• _WORK REQUIRED_: Select the lines of the records containing the word "Write" and list them.
--- Start DATASET EXTRACT ---
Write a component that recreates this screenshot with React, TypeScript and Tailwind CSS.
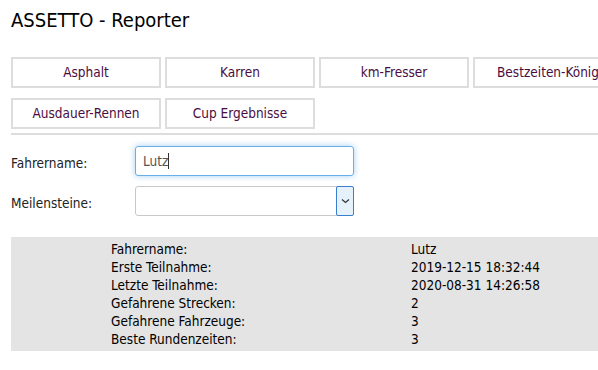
import React from "react";

const font = { fontFamily: '"DejaVu Sans Condensed", "DejaVu Sans", sans-serif' };

const rows: [string, string][] = [
  ["Fahrername:", "Lutz"],
  ["Erste Teilnahme:", "2019-12-15 18:32:44"],
  ["Letzte Teilnahme:", "2020-08-31 14:26:58"],
  ["Gefahrene Strecken:", "2"],
  ["Gefahrene Fahrzeuge:", "3"],
  ["Beste Rundenzeiten:", "3"],
];

function Btn({ label }: { label: string }) {
  return (
    <div className="w-[150px] h-[31px] shrink-0 border-2 border-[#dddddd] bg-white flex items-center justify-center text-[13.5px] text-[#4a0d42] whitespace-nowrap">
      {label}
    </div>
  );
}

export default function App() {
  return (
    <div className="w-[598px] h-[370px] overflow-hidden bg-white text-[#222]" style={font}>
      <div className="pl-[11px]">
        <div className="pt-[8px] h-[57px] text-[20px] leading-[24px] text-black">ASSETTO - Reporter</div>
        <div className="flex gap-[4px] w-[700px]">
          <Btn label="Asphalt" />
          <Btn label="Karren" />
          <Btn label="km-Fresser" />
          <Btn label="Bestzeiten-König" />
        </div>
        <div className="flex gap-[4px] mt-[10px]">
          <Btn label="Ausdauer-Rennen" />
          <Btn label="Cup Ergebnisse" />
        </div>
        <div className="mt-[4px] h-[2px] bg-[#dddddd]" />
        <div className="mt-[11px] flex items-center h-[30px]">
          <div className="w-[124px] pt-[5px] text-[13.5px] text-[#222]">Fahrername:</div>
          <div className="w-[219px] h-[30px] rounded-[3px] border border-[#66afe9] shadow-[0_0_6px_rgba(102,175,233,0.6)] flex items-center pl-[7px] text-[13.5px] text-[#555]">
            Lutz<span className="inline-block w-px h-[16px] bg-[#333]" />
          </div>
        </div>
        <div className="mt-[10px] flex items-center h-[30px]">
          <div className="w-[124px] pt-[5px] text-[13.5px] text-[#222]">Meilensteine:</div>
          <div className="w-[219px] h-[30px] rounded-[3px] border border-[#c8c8c8] flex justify-end items-stretch">
            <div className="w-[18px] -my-px -mr-px border border-[#3a7fcf] rounded-[2px] bg-[#e5f1fb] flex items-center justify-center">
              <svg width="9" height="6" viewBox="0 0 9 6"><path d="M1 1.5 L4.5 4.5 L8 1.5" fill="none" stroke="#333" strokeWidth="1.2" /></svg>
            </div>
          </div>
        </div>
        <div className="mt-[21px] h-[114px] bg-[#e4e4e4] pt-[3px] pl-[100px]">
          {rows.map(([k, v]) => (
            <div key={k} className="flex h-[18px] items-center text-[13.5px] text-black">
              <div className="w-[300px]">{k}</div>
              <div>{v}</div>
            </div>
          ))}
        </div>
      </div>
    </div>
  );
}
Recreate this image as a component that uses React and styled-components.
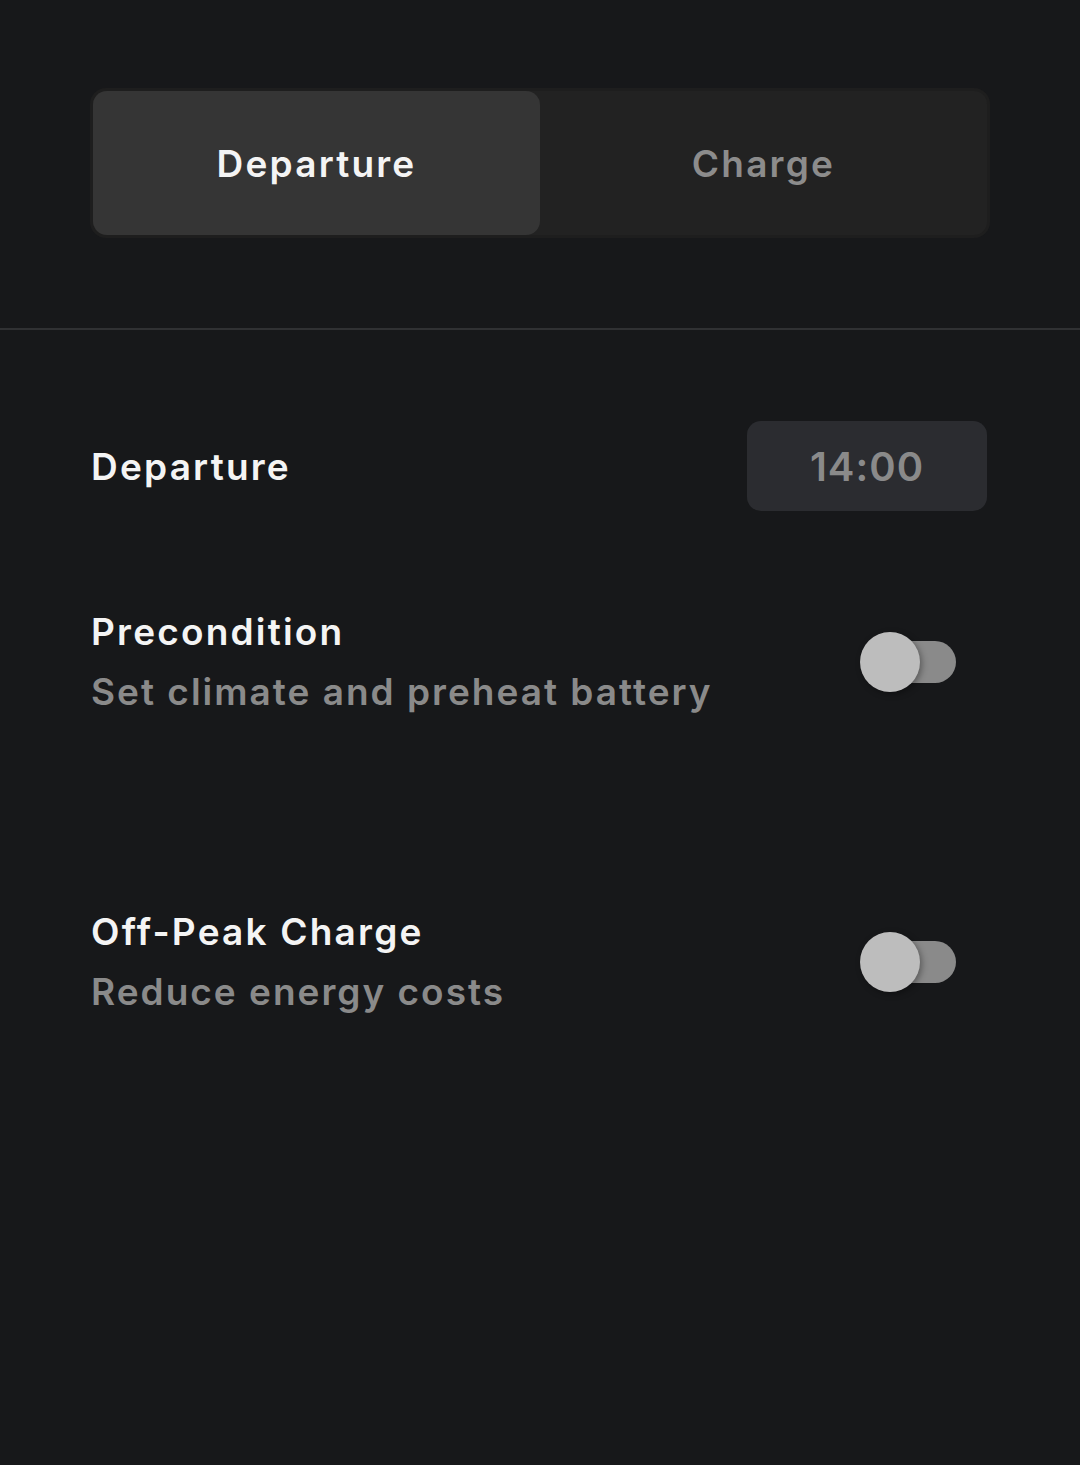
import React, { useState } from "react";
import styled, { createGlobalStyle } from "styled-components";

const Global = createGlobalStyle`
  html, body { margin: 0; padding: 0; background: #17181a; }
  body { font-family: Inter, "Noto Sans", "Liberation Sans", sans-serif; color: #f2f2f2; }
  * { box-sizing: border-box; }
`;

const Page = styled.div`
  min-height: 1465px;
  background: #17181a;
  padding-top: 88px;
`;

const TabsWrap = styled.div`
  padding: 0 90px;
`;

const Tabs = styled.div`
  display: grid;
  grid-template-columns: 1fr 1fr;
  height: 150px;
  background: #222222;
  border: 3px solid #1e1e1e;
  border-radius: 16px;
`;

const Tab = styled.button`
  border: none;
  border-radius: 14px;
  background: ${(p) => (p.$active ? "#353535" : "transparent")};
  color: ${(p) => (p.$active ? "#f4f4f4" : "#8c8c8c")};
  font-family: inherit;
  font-size: 37px;
  font-weight: 600;
  letter-spacing: 2.2px;
  cursor: pointer;
`;

const Divider = styled.hr`
  margin: 90px 0 0;
  border: none;
  height: 2px;
  background: #303133;
`;

const Section = styled.div`
  padding: 91px 93px 0 91px;
  display: flex;
  flex-direction: column;
`;

const Row = styled.div`
  display: flex;
  align-items: center;
  justify-content: space-between;
  margin-bottom: ${(p) => p.$mb || 0}px;
`;

const Label = styled.div`
  font-size: 37px;
  font-weight: 600;
  color: #f4f4f4;
  letter-spacing: 2.2px;
`;

const TextCol = styled.div`
  display: flex;
  flex-direction: column;
  gap: 15px;
`;

const Sub = styled.div`
  font-size: 37px;
  font-weight: 600;
  color: #8a8a8a;
  letter-spacing: 2px;
`;

const TimeBox = styled.div`
  width: 240px;
  height: 90px;
  border-radius: 14px;
  background: #2b2c30;
  display: flex;
  align-items: center;
  justify-content: center;
  font-size: 40px;
  font-weight: 600;
  color: #8a8a8a;
  letter-spacing: 1px;
`;

const SwitchTrack = styled.button`
  position: relative;
  width: 86px;
  height: 42px;
  margin-right: 31px;
  border: none;
  padding: 0;
  border-radius: 21px;
  background: #8a8a8a;
  cursor: pointer;
`;

const Knob = styled.span`
  position: absolute;
  top: 50%;
  left: ${(p) => (p.$on ? "56px" : "-10px")};
  width: 60px;
  height: 60px;
  margin-top: -30px;
  border-radius: 50%;
  background: #bdbdbd;
  box-shadow: 2px 2px 6px rgba(0, 0, 0, 0.35);
`;

function Switch() {
  const [on, setOn] = useState(false);
  return (
    <SwitchTrack onClick={() => setOn(!on)} aria-pressed={on}>
      <Knob $on={on} />
    </SwitchTrack>
  );
}

export default function App() {
  const [tab, setTab] = useState("departure");
  return (
    <Page>
      <Global />
      <TabsWrap>
        <Tabs>
          <Tab $active={tab === "departure"} onClick={() => setTab("departure")}>
            Departure
          </Tab>
          <Tab $active={tab === "charge"} onClick={() => setTab("charge")}>
            Charge
          </Tab>
        </Tabs>
      </TabsWrap>
      <Divider />
      <Section>
        <Row $mb={98}>
          <Label>Departure</Label>
          <TimeBox>14:00</TimeBox>
        </Row>
        <Row $mb={195}>
          <TextCol>
            <Label>Precondition</Label>
            <Sub>Set climate and preheat battery</Sub>
          </TextCol>
          <Switch />
        </Row>
        <Row>
          <TextCol>
            <Label>Off-Peak Charge</Label>
            <Sub>Reduce energy costs</Sub>
          </TextCol>
          <Switch />
        </Row>
      </Section>
    </Page>
  );
}
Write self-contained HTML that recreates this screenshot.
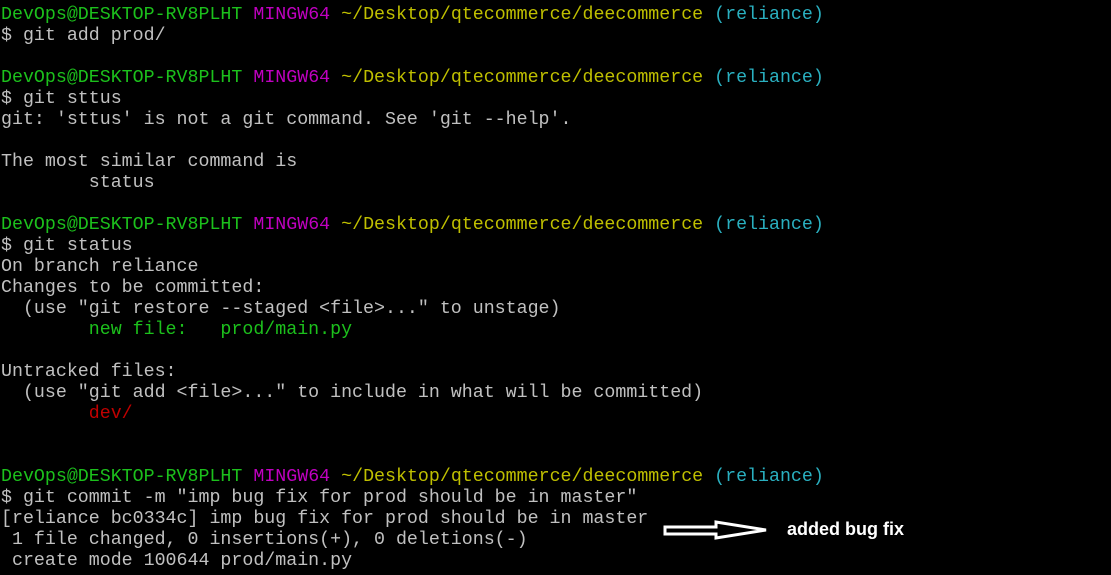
<!DOCTYPE html>
<html><head><meta charset="utf-8"><style>
html,body{margin:0;padding:0;background:#000;width:1111px;height:575px;overflow:hidden}
pre{margin:0;padding:5px 0 0 1px;font-family:"Liberation Mono",monospace;font-size:18.3px;line-height:21px;color:#c0c0c0;white-space:pre}
.g{color:#1cc01c}.m{color:#c000c0}.y{color:#bfbf00}.c{color:#2ab0c0}.r{color:#c00000}
.note{position:absolute;left:787px;top:519px;font-family:"Liberation Sans",sans-serif;font-weight:bold;font-size:18px;color:#fff}
</style></head><body>
<pre><span class="g">DevOps@DESKTOP-RV8PLHT</span> <span class="m">MINGW64</span> <span class="y">~/Desktop/qtecommerce/deecommerce</span> <span class="c">(reliance)</span>
$ git add prod/

<span class="g">DevOps@DESKTOP-RV8PLHT</span> <span class="m">MINGW64</span> <span class="y">~/Desktop/qtecommerce/deecommerce</span> <span class="c">(reliance)</span>
$ git sttus
git: 'sttus' is not a git command. See 'git --help'.

The most similar command is
        status

<span class="g">DevOps@DESKTOP-RV8PLHT</span> <span class="m">MINGW64</span> <span class="y">~/Desktop/qtecommerce/deecommerce</span> <span class="c">(reliance)</span>
$ git status
On branch reliance
Changes to be committed:
  (use "git restore --staged &lt;file&gt;..." to unstage)
        <span class="g">new file:   prod/main.py</span>

Untracked files:
  (use "git add &lt;file&gt;..." to include in what will be committed)
        <span class="r">dev/</span>


<span class="g">DevOps@DESKTOP-RV8PLHT</span> <span class="m">MINGW64</span> <span class="y">~/Desktop/qtecommerce/deecommerce</span> <span class="c">(reliance)</span>
$ git commit -m "imp bug fix for prod should be in master"
[reliance bc0334c] imp bug fix for prod should be in master
 1 file changed, 0 insertions(+), 0 deletions(-)
 create mode 100644 prod/main.py</pre>
<svg style="position:absolute;left:660px;top:518px" width="112" height="26"><path d="M5 9 H56 V4 L106 12 L56 20 V16 H5 Z" fill="none" stroke="#fff" stroke-width="3" stroke-linejoin="miter"/></svg>
<div class="note">added bug fix</div>
</body></html>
--- End DATASET EXTRACT ---
• _RESULT FOR THIS TASK_:
Write a component that recreates this screenshot with React, TypeScript and Tailwind CSS.
Write self-contained HTML that recreates this screenshot.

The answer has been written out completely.